▶ Data for this task:
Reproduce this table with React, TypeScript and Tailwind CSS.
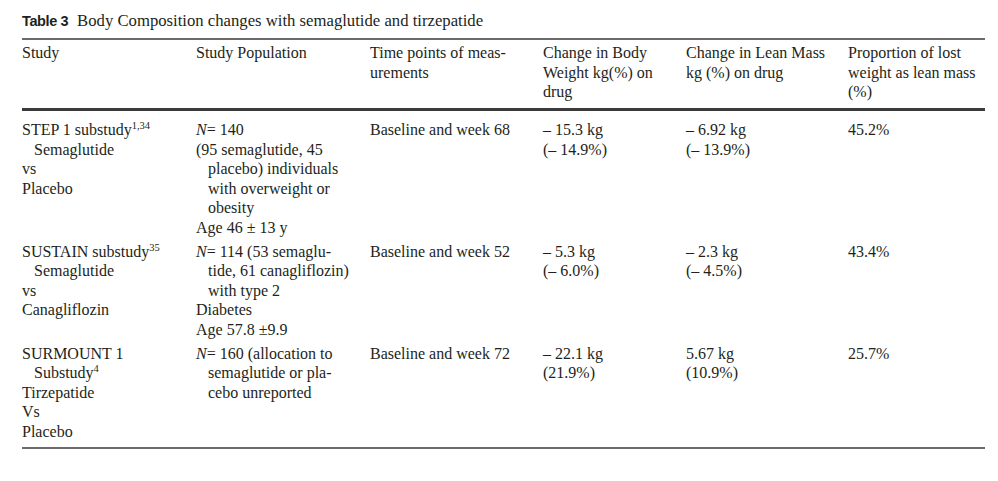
import React from 'react';

type Line = { text: React.ReactNode; indent?: boolean };

const serif = { fontFamily: '"Liberation Serif", "Times New Roman", serif' };

const header: string[][] = [
  ['Study'],
  ['Study Population'],
  ['Time points of meas-', 'urements'],
  ['Change in Body', 'Weight kg(%) on', 'drug'],
  ['Change in Lean Mass', 'kg (%) on drug'],
  ['Proportion of lost', 'weight as lean mass', '(%)'],
];

const N = <i>N</i>;
const sup = 'text-[10.5px] -top-[6px]';

const rows: Line[][][] = [
  [
    [
      { text: <>STEP 1 substudy<sup className={sup}>1,34</sup></> },
      { text: 'Semaglutide', indent: true },
      { text: 'vs' },
      { text: 'Placebo' },
    ],
    [
      { text: <>{N}= 140</> },
      { text: '(95 semaglutide, 45' },
      { text: 'placebo) individuals', indent: true },
      { text: 'with overweight or', indent: true },
      { text: 'obesity', indent: true },
      { text: 'Age 46 ± 13 y' },
    ],
    [{ text: 'Baseline and week 68' }],
    [{ text: '– 15.3 kg' }, { text: '(– 14.9%)' }],
    [{ text: '– 6.92 kg' }, { text: '(– 13.9%)' }],
    [{ text: '45.2%' }],
  ],
  [
    [
      { text: <>SUSTAIN substudy<sup className={sup}>35</sup></> },
      { text: 'Semaglutide', indent: true },
      { text: 'vs' },
      { text: 'Canagliflozin' },
    ],
    [
      { text: <>{N}= 114 (53 semaglu-</> },
      { text: 'tide, 61 canagliflozin)', indent: true },
      { text: 'with type 2', indent: true },
      { text: 'Diabetes' },
      { text: 'Age 57.8 ±9.9' },
    ],
    [{ text: 'Baseline and week 52' }],
    [{ text: '– 5.3 kg' }, { text: '(– 6.0%)' }],
    [{ text: '– 2.3 kg' }, { text: '(– 4.5%)' }],
    [{ text: '43.4%' }],
  ],
  [
    [
      { text: 'SURMOUNT 1' },
      { text: <>Substudy<sup className={sup}>4</sup></>, indent: true },
      { text: 'Tirzepatide' },
      { text: 'Vs' },
      { text: 'Placebo' },
    ],
    [
      { text: <>{N}= 160 (allocation to</> },
      { text: 'semaglutide or pla-', indent: true },
      { text: 'cebo unreported', indent: true },
    ],
    [{ text: 'Baseline and week 72' }],
    [{ text: '– 22.1 kg' }, { text: '(21.9%)' }],
    [{ text: '5.67 kg' }, { text: '(10.9%)' }],
    [{ text: '25.7%' }],
  ],
];

const cols = 'grid grid-cols-[174px_174px_173px_143px_162px_137px]';

const Cell: React.FC<{ lines: Line[] }> = ({ lines }) => (
  <div>
    {lines.map((l, i) => (
      <div key={i} className={l.indent ? 'pl-3 whitespace-nowrap' : 'whitespace-nowrap'}>
        {l.text}
      </div>
    ))}
  </div>
);

export default function App() {
  return (
    <div className="w-[998px] h-[481px] bg-white text-[#231f20] overflow-hidden" style={serif}>
      <div className="ml-[22px] w-[963px] pt-[11px]">
        {/* Caption */}
        <div className="flex items-baseline h-[27px] text-[16.7px] leading-[20px]">
          <span
            className="font-bold text-[14.5px] tracking-[-0.4px] mr-[9px]"
            style={{ fontFamily: '"Liberation Sans", Arial, sans-serif' }}
          >
            Table 3
          </span>
          <span>Body Composition changes with semaglutide and tirzepatide</span>
        </div>

        {/* Header */}
        <div className={`${cols} border-t-2 border-[#6b6b6b] border-b-[3px] border-b-[#3a3a3a] pt-[3px] h-[73px] text-[16px] leading-[19.6px]`}>
          {header.map((h, i) => (
            <div key={i}>
              {h.map((t, j) => (
                <div key={j} className="whitespace-nowrap">{t}</div>
              ))}
            </div>
          ))}
        </div>

        {/* Body */}
        <div className="border-b-2 border-[#6b6b6b] pt-[9px] pb-[1px] text-[16px] leading-[19.6px]">
          {rows.map((r, i) => (
            <div key={i} className={`${cols} pb-[4px]`}>
              {r.map((c, j) => (
                <Cell key={j} lines={c} />
              ))}
            </div>
          ))}
        </div>
      </div>
    </div>
  );
}
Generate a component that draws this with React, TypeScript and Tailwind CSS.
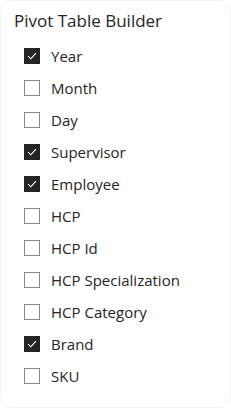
import React from "react";

const items: { label: string; checked: boolean }[] = [
  { label: "Year", checked: true },
  { label: "Month", checked: false },
  { label: "Day", checked: false },
  { label: "Supervisor", checked: true },
  { label: "Employee", checked: true },
  { label: "HCP", checked: false },
  { label: "HCP Id", checked: false },
  { label: "HCP Specialization", checked: false },
  { label: "HCP Category", checked: false },
  { label: "Brand", checked: true },
  { label: "SKU", checked: false },
];

function Box({ checked }: { checked: boolean }) {
  if (checked) {
    return (
      <span className="flex h-4 w-4 shrink-0 items-center justify-center bg-[#242424]">
        <svg width="10" height="8" viewBox="0 0 10 8" fill="none">
          <path d="M1 4.2 L3.8 6.8 L9 1.2" stroke="#ffffff" strokeWidth="1.1" />
        </svg>
      </span>
    );
  }
  return <span className="h-4 w-4 shrink-0 border border-[#8a8a8a] bg-white" />;
}

export default function App() {
  return (
    <div className="h-[408px] w-[231px] bg-white" style={{ fontFamily: '"Open Sans", "Noto Sans", sans-serif' }}>
      <div className="h-full w-full rounded-xl border border-[#f4f4f4] bg-white">
        <div className="pl-[13px] pt-[7px] text-[17px] leading-[26px] text-[#252525]">Pivot Table Builder</div>
        <div className="mt-[6px] flex flex-col pl-[23px]">
          {items.map((it) => (
            <div key={it.label} className="flex h-8 items-center gap-[11px]">
              <Box checked={it.checked} />
              <span className="text-[15px] text-[#252525]">{it.label}</span>
            </div>
          ))}
        </div>
      </div>
    </div>
  );
}
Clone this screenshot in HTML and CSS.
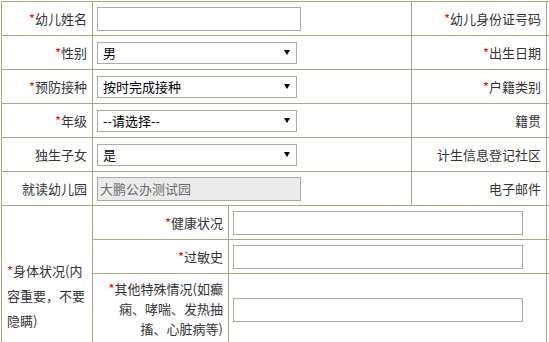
FILE: index.html
```html
<!DOCTYPE html>
<html lang="zh-CN">
<head>
    <meta charset="UTF-8">
    <title>幼儿信息登记</title>
    <link rel="stylesheet" href="styles.css">
</head>
<body>
    <table class="form-table">
        <colgroup>
            <col class="col-a">
            <col class="col-b">
            <col class="col-c">
            <col class="col-d">
            <col class="col-e">
        </colgroup>
        <tr>
            <td class="label"><span class="req">*</span>幼儿姓名</td>
            <td class="field" colspan="2"><input type="text" class="text-input"></td>
            <td class="label"><span class="req">*</span>幼儿身份证号码</td>
            <td class="field"></td>
        </tr>
        <tr>
            <td class="label"><span class="req">*</span>性别</td>
            <td class="field" colspan="2">
                <span class="select-box"><select><option>男</option><option>女</option></select></span>
            </td>
            <td class="label"><span class="req">*</span>出生日期</td>
            <td class="field"></td>
        </tr>
        <tr>
            <td class="label"><span class="req">*</span>预防接种</td>
            <td class="field" colspan="2">
                <span class="select-box"><select><option>按时完成接种</option></select></span>
            </td>
            <td class="label"><span class="req">*</span>户籍类别</td>
            <td class="field"></td>
        </tr>
        <tr>
            <td class="label"><span class="req">*</span>年级</td>
            <td class="field" colspan="2">
                <span class="select-box"><select><option>--请选择--</option></select></span>
            </td>
            <td class="label">籍贯</td>
            <td class="field"></td>
        </tr>
        <tr>
            <td class="label">独生子女</td>
            <td class="field" colspan="2">
                <span class="select-box"><select><option>是</option><option>否</option></select></span>
            </td>
            <td class="label">计生信息登记社区</td>
            <td class="field"></td>
        </tr>
        <tr>
            <td class="label">就读幼儿园</td>
            <td class="field" colspan="2"><input type="text" class="text-input" value="大鹏公办测试园" disabled></td>
            <td class="label">电子邮件</td>
            <td class="field"></td>
        </tr>
        <tr>
            <td class="label body-label" rowspan="3"><span class="req">*</span>身体状况(内容重要，不要隐瞒)</td>
            <td class="label"><span class="req">*</span>健康状况</td>
            <td class="field" colspan="2"><input type="text" class="text-input wide"></td>
            <td class="field"></td>
        </tr>
        <tr>
            <td class="label"><span class="req">*</span>过敏史</td>
            <td class="field" colspan="2"><input type="text" class="text-input wide"></td>
            <td class="field"></td>
        </tr>
        <tr class="tall-row">
            <td class="label multi"><span class="req">*</span>其他特殊情况(如癫痫、哮喘、发热抽搐、心脏病等)</td>
            <td class="field" colspan="2"><input type="text" class="text-input wide"></td>
            <td class="field"></td>
        </tr>
    </table>
</body>
</html>
```

FILE: styles.css
```css
html, body {
    margin: 0;
    overflow: hidden;
    background-color: #ffffff;
}
body {
    font-family: "Noto Sans CJK SC", sans-serif;
    font-size: 13px;
    color: #333333;
    padding: 1px 0 0 1px;
}
.form-table {
    border-collapse: collapse;
    table-layout: fixed;
    width: 745px;
}
.col-a { width: 91px; }
.col-b { width: 136px; }
.col-c { width: 183px; }
.col-d { width: 135px; }
.col-e { width: 200px; }
.form-table td {
    border: 1px solid #ada58a;
    height: 33px;
    padding: 0 5px;
    line-height: 20px;
    vertical-align: middle;
}
.form-table td.field {
    padding: 0 4px;
}
.label {
    text-align: right;
    white-space: normal;
}
.req {
    color: #ff0000;
}
.body-label {
    text-align: left;
    line-height: 25px !important;
    vertical-align: top !important;
    padding-top: 52px !important;
}
.tall-row td {
    padding-top: 5px;
    padding-bottom: 6px;
}
.text-input {
    box-sizing: border-box;
    width: 204px;
    height: 24px;
    border: 1px solid #a9a9a9;
    padding: 0 2px;
    margin: 0;
    font-family: inherit;
    font-size: 13px;
    color: #000000;
    display: block;
}
.text-input:disabled {
    background-color: #ebebeb;
    color: #6d6d6d;
}
.text-input.wide {
    width: 290px;
}
.select-box {
    position: relative;
    display: block;
    width: 200px;
}
.select-box select {
    -webkit-appearance: none;
    appearance: none;
    box-sizing: border-box;
    width: 200px;
    height: 22px;
    border: 1px solid #a9a9a9;
    border-radius: 0;
    background-color: #ffffff;
    padding: 0 0 0 5px;
    margin: 0;
    font-family: inherit;
    font-size: 13px;
    color: #000000;
    display: block;
}
.select-box::after {
    content: "";
    position: absolute;
    right: 7px;
    top: 8px;
    width: 0;
    height: 0;
    border-left: 3px solid transparent;
    border-right: 3px solid transparent;
    border-top: 5px solid #000000;
    pointer-events: none;
}
```
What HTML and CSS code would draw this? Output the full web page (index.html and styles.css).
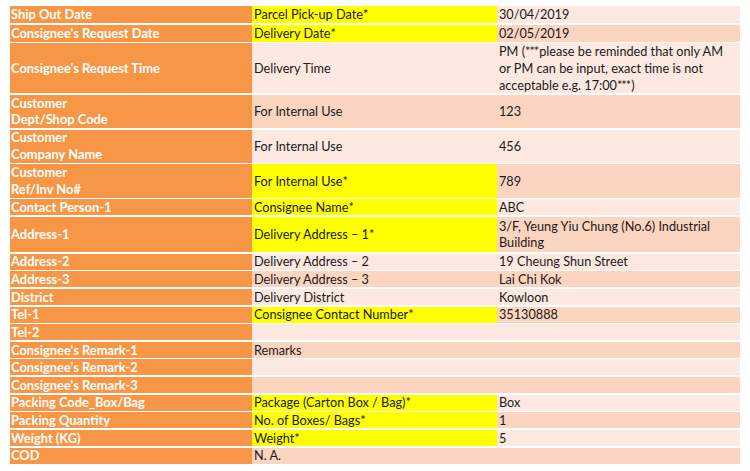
FILE: index.html
```html
<!DOCTYPE html>
<html>
<head>
<meta charset="utf-8">
<link rel="stylesheet" href="styles.css">
</head>
<body>
<div class="sheet">
  <div class="c k">Ship Out Date</div><div class="c y"><span>Parcel Pick-up Date<span class="ast">*</span></span></div><div class="c l">30/04/2019</div>
  <div class="c k">Consignee's Request Date</div><div class="c y"><span>Delivery Date<span class="ast">*</span></span></div><div class="c d">02/05/2019</div>
  <div class="c k">Consignee's Request Time</div><div class="c l">Delivery Time</div><div class="c l"><span>PM (<span class="ast">***</span>please be reminded that only AM<br>or PM can be input, exact time is not<br>acceptable e.g. 17:00<span class="ast">***</span>)</span></div>
  <div class="c k"><span>Customer<br>Dept/Shop Code</span></div><div class="c d">For Internal Use</div><div class="c d">123</div>
  <div class="c k"><span>Customer<br>Company Name</span></div><div class="c l">For Internal Use</div><div class="c l">456</div>
  <div class="c k"><span>Customer<br>Ref/Inv No#</span></div><div class="c y"><span>For Internal Use<span class="ast">*</span></span></div><div class="c d">789</div>
  <div class="c k">Contact Person-1</div><div class="c y"><span>Consignee Name<span class="ast">*</span></span></div><div class="c l">ABC</div>
  <div class="c k">Address-1</div><div class="c y"><span>Delivery Address – 1<span class="ast">*</span></span></div><div class="c d"><span>3/F, Yeung Yiu Chung (No.6) Industrial<br>Building</span></div>
  <div class="c k">Address-2</div><div class="c l">Delivery Address – 2</div><div class="c l">19 Cheung Shun Street</div>
  <div class="c k">Address-3</div><div class="c d">Delivery Address – 3</div><div class="c d">Lai Chi Kok</div>
  <div class="c k">District</div><div class="c l">Delivery District</div><div class="c l">Kowloon</div>
  <div class="c k">Tel-1</div><div class="c y"><span>Consignee Contact Number<span class="ast">*</span></span></div><div class="c d">35130888</div>
  <div class="c k">Tel-2</div><div class="c l"></div><div class="c l"></div>
  <div class="c k">Consignee's Remark-1</div><div class="c d">Remarks</div><div class="c d"></div>
  <div class="c k">Consignee's Remark-2</div><div class="c l"></div><div class="c l"></div>
  <div class="c k">Consignee's Remark-3</div><div class="c d"></div><div class="c d"></div>
  <div class="c k">Packing Code_Box/Bag</div><div class="c y"><span>Package (Carton Box / Bag)<span class="ast">*</span></span></div><div class="c l">Box</div>
  <div class="c k">Packing Quantity</div><div class="c y"><span>No. of Boxes/ Bags<span class="ast">*</span></span></div><div class="c d">1</div>
  <div class="c k">Weight (KG)</div><div class="c y"><span>Weight<span class="ast">*</span></span></div><div class="c l">5</div>
  <div class="c k">COD</div><div class="c d">N. A.</div><div class="c d"></div>
</div>
</body>
</html>
```
FILE: styles.css
```css
html, body {
  margin: 0;
  padding: 0;
  background: #ffffff;
}
body {
  padding: 6px 10px;
  font-family: Lato, "Liberation Sans", sans-serif;
  font-size: 12.7px;
  color: #1a1a1a;
}
.sheet {
  display: grid;
  grid-template-columns: 242px 245px 243px;
  grid-template-rows: 17px 17px 50px 33px 33px 33.5px 16px 35px repeat(12, 16px);
  row-gap: 1.65px;
}
.c {
  display: flex;
  align-items: center;
  padding-left: 1px;
  line-height: 16.6px;
  white-space: nowrap;
  overflow: hidden;
}
.k {
  background: #f79646;
  color: #ffffff;
  font-weight: bold;
  font-size: 12.9px;
}
.y {
  background: #ffff00;
  padding-left: 2px;
}
.l {
  background: #fde9e1;
  padding-left: 2px;
}
.d {
  background: #fbd5c0;
  padding-left: 2px;
}
.ast {
  letter-spacing: -1px;
  margin-right: 1px;
}
```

▶ Goal: Show the lines from the data above that contain the string "Tailwind".

▶ Full output:
Reproduce this table with React, TypeScript and Tailwind CSS.
Generate a component that draws this with React, TypeScript and Tailwind CSS.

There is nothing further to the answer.